Of course, part of the design of the camp is that most kids don’t really know what instrument will fit them best, and by trying out different ones they get to see what works for them. Many seem too easy or too hard, but once they get their hands on it they may fall in — or out! — of love with it. But this is really just a small part of what the camp is about.
World-Building
Throughout the week, the kids learn to play the same song on all the instruments — partly as a foil to get them to understand how each instrument works, but mostly because kids learn best through pattern-matching. When they see how different instruments play the same song, they figure out the fundamentals of music theory. Even younger kids will be able to see a brand new instrument they’ve never seen before and figure out how to play a song on it just by looking at it.
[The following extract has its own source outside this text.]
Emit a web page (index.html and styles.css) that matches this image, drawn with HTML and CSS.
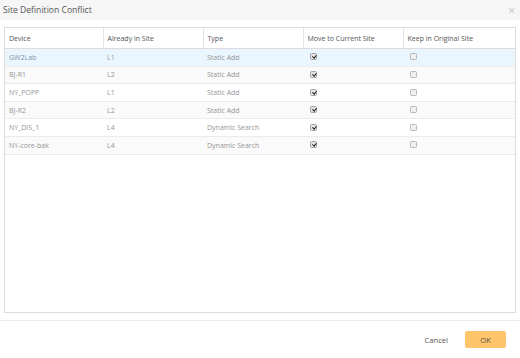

There are so many weird and wacky instruments — and ‘normal’ ones they’ve never gotten to try out for themselves — that every day is full of activity. Each day brings new questions and opportunities to explore.
They think of it as World-building. Everyone has mental maps and models for how the world works, how they work. The camp seeks to help the campers construct how they understand music and music-making through exploration. After all, playing music is easy — if you know what to do. By figuring out how it works, that makes the playing obvious. Discovering that figuring things out makes them easy is also part of the hidden curriculum (although sometimes not so hidden).
Building Cultural Competence
There’s also a multicultural component as kids get exposed to instruments they’ve never seen, like the Ghanaian kora, Thai kaen or the Ukrainian bandura. Kids build their cultural competence and learn about other ways to make music. This is great for future world citizens, but also for their own autonomy as they begin to see that they can make music on their terms, for their own sake.